Example: a game pays $10 with probability 0.2, $0 with probability 0.5, and −$5 with probability 0.3. The expected payout is:

$E[X] = 10(0.2) + 0(0.5) + (-5)(0.3) = 2 + 0 - 1.5 = \$0.50$

On average, the game pays 50 cents per play.

Properties of expectation

Expectation is linear — two rules that make calculations much easier:

$E[aX + b] = aE[X] + b$

$E[X + Y] = E[X] + E[Y]$

The second rule holds whether or not $X$ and $Y$ are independent. This is surprisingly powerful — you can break complex expectations into simpler pieces.

Variance

The variance $\text{Var}(X)$ measures how much $X$ tends to deviate from its mean. It is the expected squared deviation:

$\text{Var}(X) = E\left[(X - E[X])^2\right] = E[X^2] - (E[X])^2$

The second formula — often easier to compute — says: variance equals the mean of the square minus the square of the mean.

Example (continued): for the game above, $E[X] = 0.5$ .

$E[X^2] = 100(0.2) + 0(0.5) + 25(0.3) = 20 + 0 + 7.5 = 27.5$

$\text{Var}(X) = 27.5 - (0.5)^2 = 27.5 - 0.25 = 27.25$

Standard deviation

The standard deviation $\sigma = \sqrt{\text{Var}(X)}$ is the square root of variance, returning units to the same scale as $X$ . For the game: $\sigma = \sqrt{27.25} \approx 5.22$ .

The standard deviation is more interpretable than variance: it tells you roughly how far a typical outcome strays from the mean.

Properties of variance

$\text{Var}(aX + b) = a^2\,\text{Var}(X)$

Adding a constant shifts the distribution but does not change its spread. Multiplying by $a$ scales the spread by $|a|$ — and because variance is in squared units, it scales by $a^2$ .
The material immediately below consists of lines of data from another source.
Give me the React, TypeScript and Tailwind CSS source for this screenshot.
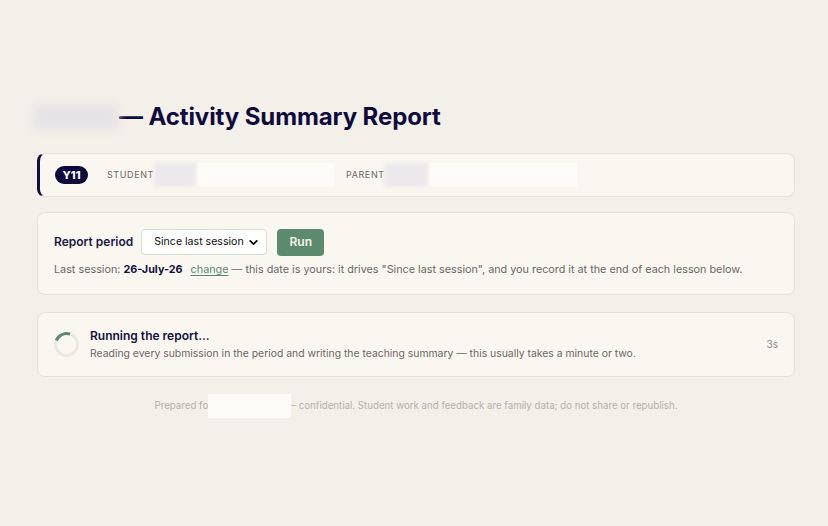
import { ChevronDown } from 'lucide-react';

const Redacted = ({ w }: { w: string }) => (
  <span className={`inline-block align-middle h-[24px] ${w} bg-[#fdfcf9]`} />
);

const App = () => {
  return (
    <div className="min-h-[526px] bg-[#f3f0e9] font-['Inter',sans-serif] text-[#16123f]">
      <div className="ml-[37px] w-[758px] pt-[101px]">
        {/* Title */}
        <h1 className="flex items-center text-[24px] leading-[32px] font-bold tracking-[-0.1px] text-[#0f0b3d] -ml-[3px] mb-[20px]">
          <span className="inline-block w-[84px] h-[26px] bg-[#e6e3e6] blur-[4px] mr-[1px]" />
          — Activity Summary Report
        </h1>

        {/* Student strip */}
        <div className="flex items-center h-[44px] rounded-[8px] border border-[#e7e2d8] border-l-[3px] border-l-[#120d45] bg-[#faf7f1] pl-[15px]">
          <span className="flex items-center justify-center h-[18px] w-[33px] rounded-full bg-[#0e0a3e] text-white text-[11px] font-extrabold">
            Y11
          </span>
          <span className="ml-[19px] text-[9px] tracking-[0.6px] text-[#6a665f]">STUDENT</span>
          <span className="flex items-center">
            <span className="inline-block h-[24px] w-[42px] bg-[#ece9ec] blur-[2px]" />
            <Redacted w="w-[138px]" />
          </span>
          <span className="ml-[12px] text-[9px] tracking-[0.6px] text-[#6a665f]">PARENT</span>
          <span className="flex items-center">
            <span className="inline-block h-[24px] w-[43px] bg-[#ece9ec] blur-[2px]" />
            <Redacted w="w-[149px]" />
          </span>
        </div>

        {/* Report period */}
        <div className="mt-[15px] rounded-[8px] border border-[#e7e2d8] bg-[#faf7f1] px-4 pt-[16px] pb-[15px]">
          <div className="flex items-center h-[26px]">
            <span className="text-[12px] font-semibold text-[#1b1846]">Report period</span>
            <div className="ml-[8px] flex items-center justify-between h-[26px] w-[126px] rounded-[4px] border border-[#cfe0d2] bg-white pl-[12px] pr-[6px]">
              <span className="text-[10.6px] whitespace-nowrap text-[#111]">Since last session</span>
              <ChevronDown className="h-[13px] w-[13px] shrink-0 text-black" strokeWidth={3.2} />
            </div>
            <button className="ml-[10px] h-[27px] w-[47px] rounded-[4px] bg-[#5b8a6f] text-[12px] font-semibold text-[#f4f6ea]">
              Run
            </button>
          </div>
          <p className="mt-[6px] text-[10.8px] leading-[18px] whitespace-nowrap text-[#6b675f]">
            Last session: <b className="font-bold text-[#16123f]">26-July-26</b>
            <span className="ml-[8px] underline underline-offset-2 text-[#5b8a6f]">change</span> — this date is yours: it
            drives "Since last session", and you record it at the end of each lesson below.
          </p>
        </div>

        {/* Running */}
        <div className="mt-[17px] flex items-center h-[65px] rounded-[8px] border border-[#e7e2d8] bg-[#faf7f1] px-4">
          <div className="h-[25px] w-[25px] shrink-0 rounded-full border-[3px] border-[#ebe8e1] border-t-[#5b8c6f] -rotate-[25deg]" />
          <div className="ml-[11px] flex-1">
            <div className="text-[12px] leading-[16px] font-semibold text-[#14113d]">Running the report...</div>
            <div className="mt-[1px] text-[10.4px] leading-[17px] text-[#6b675f]">
              Reading every submission in the period and writing the teaching summary — this usually takes a minute or two.
            </div>
          </div>
          <span className="text-[10px] text-[#8a867e]">3s</span>
        </div>

        {/* Footer */}
        <p className="mt-[17px] flex items-center justify-center text-[9.7px] text-[#b6b1a8]">
          Prepared fo
          <span className="inline-block h-[24px] w-[83px] bg-[#fdfcf9]" />
          – confidential. Student work and feedback are family data; do not share or republish.
        </p>
      </div>
    </div>
  );
};

export default App;
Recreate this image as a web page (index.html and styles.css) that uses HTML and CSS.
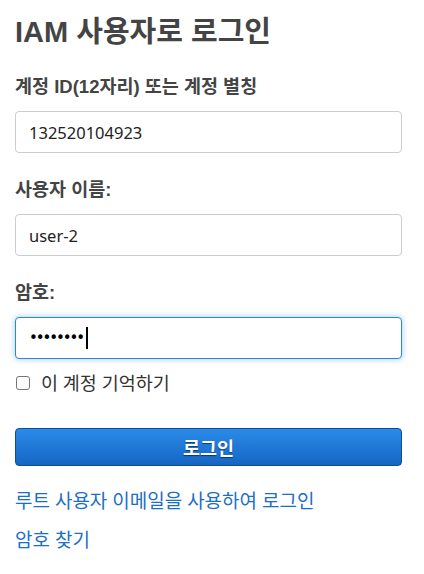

For independent $X$ and $Y$ :

$\text{Var}(X + Y) = \text{Var}(X) + \text{Var}(Y)$

Note: this only holds when $X$ and $Y$ are independent. In general, $\text{Var}(X + Y) = \text{Var}(X) + \text{Var}(Y) + 2\,\text{Cov}(X, Y)$ .

Higher moments

Expectation is the first moment and variance is related to the second. Two higher moments are worth knowing:

Skewness (third moment): measures asymmetry. Positive skew means a longer right tail; negative skew means a longer left tail.
Kurtosis (fourth moment): measures tail heaviness. High kurtosis means extreme values are more common than a normal distribution would predict.